In this session, using video narratives from the Digital Archive of Literacy Narratives and working from her recent digital book Transnational Literate Lives (co-authored with Patrick Berry and Gail Hawisher), Cynthia Selfe focuses on the personal experiences of transnational students and what they tell us about teaching, learning, and educational efforts.


Bio
Cynthia Selfe is Humanities Distinguished Professor in the Department of English at The Ohio State University, and the co-Founder, with Gail Hawisher of Computers and Composition Digital Press. In 1996, Selfe was recognized as an EDUCOM Medal award winner for innovative computer use in higher education—the first woman and the first English teacher ever to receive this award.
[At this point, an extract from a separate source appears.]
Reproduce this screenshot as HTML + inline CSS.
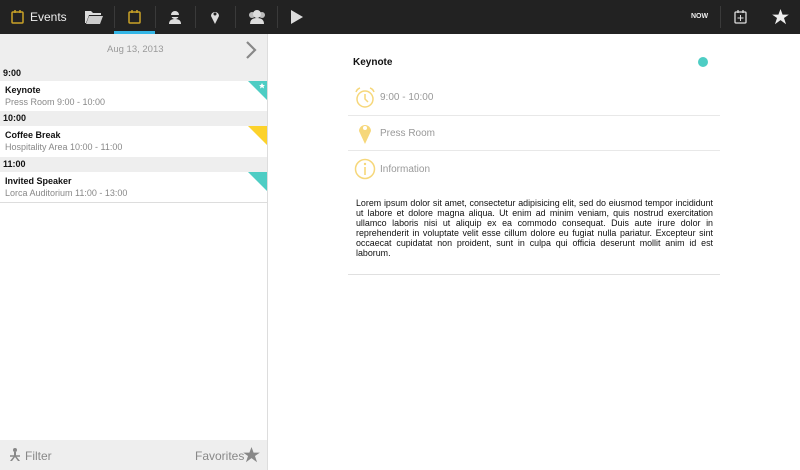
<!DOCTYPE html><html><head><style>
body{margin:0;width:800px;height:470px;font-family:"Liberation Sans",sans-serif;position:relative;overflow:hidden;background:#fff}
.a{position:absolute}
.top{left:0;top:0;width:800px;height:34px;background:#222}
.sep{width:1px;height:22px;top:6px;background:#3a3a3a}
.lp{left:0;top:34px;width:267px;height:436px;background:#fff;border-right:1px solid #ddd}
.hdr{left:0;width:267px;height:15px;background:#eee;font-size:9px;font-weight:bold;color:#111;line-height:15px;text-indent:3px}
.it{left:0;width:267px;height:30px;background:#fff}
.t1{left:5px;top:4px;font-size:9px;font-weight:bold;color:#111}
.t2{left:5px;top:16px;font-size:9px;color:#888}
.g{color:#999;font-size:10px}
</style></head><body>
<div class="a top"></div>
<svg class="a" style="left:11px;top:10px" width="13" height="14"><rect x="1" y="2" width="11" height="11" rx="1" fill="none" stroke="#c9a227" stroke-width="1.5"/><line x1="4" y1="0" x2="4" y2="3" stroke="#c9a227" stroke-width="1.5"/><line x1="9" y1="0" x2="9" y2="3" stroke="#c9a227" stroke-width="1.5"/></svg>
<div class="a" style="left:30px;top:10px;color:#eee;font-size:12px">Events</div>
<svg class="a" style="left:85px;top:10px" width="18" height="14"><path d="M0 1h6l2 2h8v2H4L1 13H0z" fill="#ddd"/><path d="M4 6h14l-3 8H1z" fill="#ccc"/></svg>
<div class="a sep" style="left:114px"></div>
<svg class="a" style="left:128px;top:10px" width="13" height="14"><rect x="1" y="2" width="11" height="11" rx="1" fill="none" stroke="#c9a227" stroke-width="1.5"/><line x1="4" y1="0" x2="4" y2="3" stroke="#c9a227" stroke-width="1.5"/><line x1="9" y1="0" x2="9" y2="3" stroke="#c9a227" stroke-width="1.5"/></svg>
<div class="a" style="left:114px;top:31px;width:41px;height:3px;background:#33b5e5"></div>
<div class="a sep" style="left:155px"></div>
<svg class="a" style="left:168px;top:10px" width="14" height="14"><circle cx="7" cy="5" r="4" fill="#ddd"/><rect x="2" y="5" width="10" height="2" fill="#222"/><path d="M1 14q0-5 6-5t6 5z" fill="#ddd"/></svg>
<div class="a sep" style="left:195px"></div>
<svg class="a" style="left:210px;top:9px" width="10" height="15"><path d="M5 15L1 7a4 4 0 1 1 8 0z" fill="#ddd"/><circle cx="5" cy="5" r="1.5" fill="#222"/></svg>
<div class="a sep" style="left:235px"></div>
<svg class="a" style="left:247px;top:10px" width="20" height="14"><circle cx="5" cy="5" r="3" fill="#bbb"/><circle cx="15" cy="5" r="3" fill="#bbb"/><circle cx="10" cy="4" r="4" fill="#ddd"/><path d="M3 14q0-6 7-6t7 6z" fill="#ddd"/></svg>
<div class="a sep" style="left:277px"></div>
<svg class="a" style="left:290px;top:10px" width="14" height="14"><path d="M1 0L13 7L1 14z" fill="#ddd"/></svg>
<div class="a" style="left:691px;top:13px;color:#eee;font-size:7px;font-weight:bold">NOW</div>
<div class="a sep" style="left:720px"></div>
<svg class="a" style="left:734px;top:10px" width="13" height="14"><rect x="1" y="2" width="11" height="11" rx="1" fill="none" stroke="#ddd" stroke-width="1.3"/><line x1="4" y1="0" x2="4" y2="3" stroke="#ddd" stroke-width="1.3"/><line x1="9" y1="0" x2="9" y2="3" stroke="#ddd" stroke-width="1.3"/><path d="M6.5 5v6M3.5 8h6" stroke="#ddd"/></svg>
<svg class="a" style="left:772px;top:9px" width="17" height="16" viewBox="0 0 24 23"><path d="M12 0l3 8h9l-7 5 3 9-8-6-8 6 3-9-7-5h9z" fill="#eee"/></svg>

<div class="a lp"></div>
<div class="a" style="left:0;top:34px;width:267px;height:32px;background:#eee"></div>
<div class="a g" style="left:107px;top:44px;font-size:9.5px">Aug 13, 2013</div>
<svg class="a" style="left:245px;top:40px" width="12" height="20"><path d="M2 2l8 8-8 8" fill="none" stroke="#888" stroke-width="2.2"/></svg>
<div class="a hdr" style="top:66px">9:00</div>
<div class="a it" style="top:81px"><div class="a t1">Keynote</div><div class="a t2">Press Room 9:00 - 10:00</div>
<svg class="a" style="left:248px;top:0" width="19" height="19"><path d="M0 0h19v19z" fill="#4ecdc4"/><path d="M14 2l1 2h2l-1.5 1.3.6 2.2L14 6.3l-2 1.2.6-2.2L11 4h2z" fill="#fff"/></svg></div>
<div class="a hdr" style="top:111px">10:00</div>
<div class="a it" style="top:126px"><div class="a t1">Coffee Break</div><div class="a t2">Hospitality Area 10:00 - 11:00</div>
<svg class="a" style="left:248px;top:0" width="19" height="19"><path d="M0 0h19v19z" fill="#fcd22b"/></svg></div>
<div class="a hdr" style="top:157px">11:00</div>
<div class="a it" style="top:172px;border-bottom:1px solid #ddd"><div class="a t1">Invited Speaker</div><div class="a t2">Lorca Auditorium 11:00 - 13:00</div>
<svg class="a" style="left:248px;top:0" width="19" height="19"><path d="M0 0h19v19z" fill="#4ecdc4"/></svg></div>
<div class="a" style="left:0;top:440px;width:267px;height:30px;background:#eee"></div>
<svg class="a" style="left:9px;top:448px" width="12" height="14"><circle cx="6" cy="2" r="2" fill="#888"/><path d="M5 4h2v4l4 5h-2L6 9 3 13H1l4-5z" fill="#888"/><path d="M1 8h10" stroke="#888" stroke-width="1.5"/></svg>
<div class="a" style="left:25px;top:449px;color:#888;font-size:12px">Filter</div>
<div class="a" style="left:195px;top:449px;color:#888;font-size:12px">Favorites</div>
<svg class="a" style="left:243px;top:447px" width="17" height="16" viewBox="0 0 24 23"><path d="M12 0l3 8h9l-7 5 3 9-8-6-8 6 3-9-7-5h9z" fill="#888"/></svg>

<div class="a" style="left:353px;top:57px;font-size:10px;font-weight:bold;color:#111">Keynote</div>
<div class="a" style="left:698px;top:57px;width:10px;height:10px;border-radius:50%;background:#4ecdc4"></div>
<svg class="a" style="left:354px;top:87px" width="22" height="21"><path d="M2 5q1-3 4-4M20 5q-1-3-4-4" fill="none" stroke="#f6d77a" stroke-width="1.5"/><circle cx="11" cy="12" r="8" fill="none" stroke="#f6d77a" stroke-width="1.5"/><path d="M11 7v5l3 3" fill="none" stroke="#f6d77a" stroke-width="1.5"/></svg>
<div class="a" style="left:380px;top:92px;font-size:10px;color:#999">9:00 - 10:00</div>
<div class="a" style="left:348px;top:115px;width:372px;height:1px;background:#e8e8e8"></div>
<svg class="a" style="left:358px;top:122px" width="14" height="22"><path d="M7 22L1 9a6 6 0 1 1 12 0z" fill="#f6d77a"/><circle cx="7" cy="6" r="2" fill="#fff"/></svg>
<div class="a" style="left:380px;top:128px;font-size:10px;color:#999">Press Room</div>
<div class="a" style="left:348px;top:150px;width:372px;height:1px;background:#e8e8e8"></div>
<svg class="a" style="left:354px;top:158px" width="22" height="22"><circle cx="11" cy="11" r="9.5" fill="none" stroke="#f6d77a" stroke-width="1.5"/><circle cx="11" cy="6" r="1.2" fill="#f6d77a"/><path d="M11 9v8" stroke="#f6d77a" stroke-width="1.6"/></svg>
<div class="a" style="left:380px;top:164px;font-size:10px;color:#999">Information</div>
<div class="a" style="left:356px;top:198px;width:357px;font-size:8.9px;line-height:10px;color:#111;text-align:justify">Lorem ipsum dolor sit amet, consectetur adipisicing elit, sed do eiusmod tempor incididunt ut labore et dolore magna aliqua. Ut enim ad minim veniam, quis nostrud exercitation ullamco laboris nisi ut aliquip ex ea commodo consequat. Duis aute irure dolor in reprehenderit in voluptate velit esse cillum dolore eu fugiat nulla pariatur. Excepteur sint occaecat cupidatat non proident, sunt in culpa qui officia deserunt mollit anim id est laborum.</div>
<div class="a" style="left:348px;top:274px;width:372px;height:1px;background:#e0e0e0"></div>
</body></html>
In 2000, Selfe, with long-time collaborator Hawisher, was presented with the Outstanding Technology Innovator award by the CCCC Committee on Computers.

Selfe has served as the Chair of the Conference on College Composition and Communication; the Chair of the College Section of the National Council of Teachers of English; and, with Hawisher, the co-editor of Computers and Composition: An International Journal.

Selfe has authored, co-authored, edited, and co-edited numerous books on computers in composition studies including Multimodal Composition: Resources for Teachers (Hampton Press, 2007), Gaming Lives in the Twenty-First Century (with G. Hawisher, Palgrave Macmillan, 2007), Literacy and Technology in the 21st Century, the Perils of Not Paying Attention (SIU Press, 1999), Literate Lives in the Information Age: Narratives of Literacy from the United States (with G. Hawisher, Lawrence Erlbaum, 2004), Writing New Media: Theory and Applications for Expanding the Teaching of Composition (with A. Wysocki, J. Johnson Eilola, and G. Sirc; Utah State University Press, 2004), Computers and the Teaching of Writing in American Higher Education, 1979-1994: A History (with G. Hawisher, P. LeBlanc, and C. Moran, Ablex, 1996).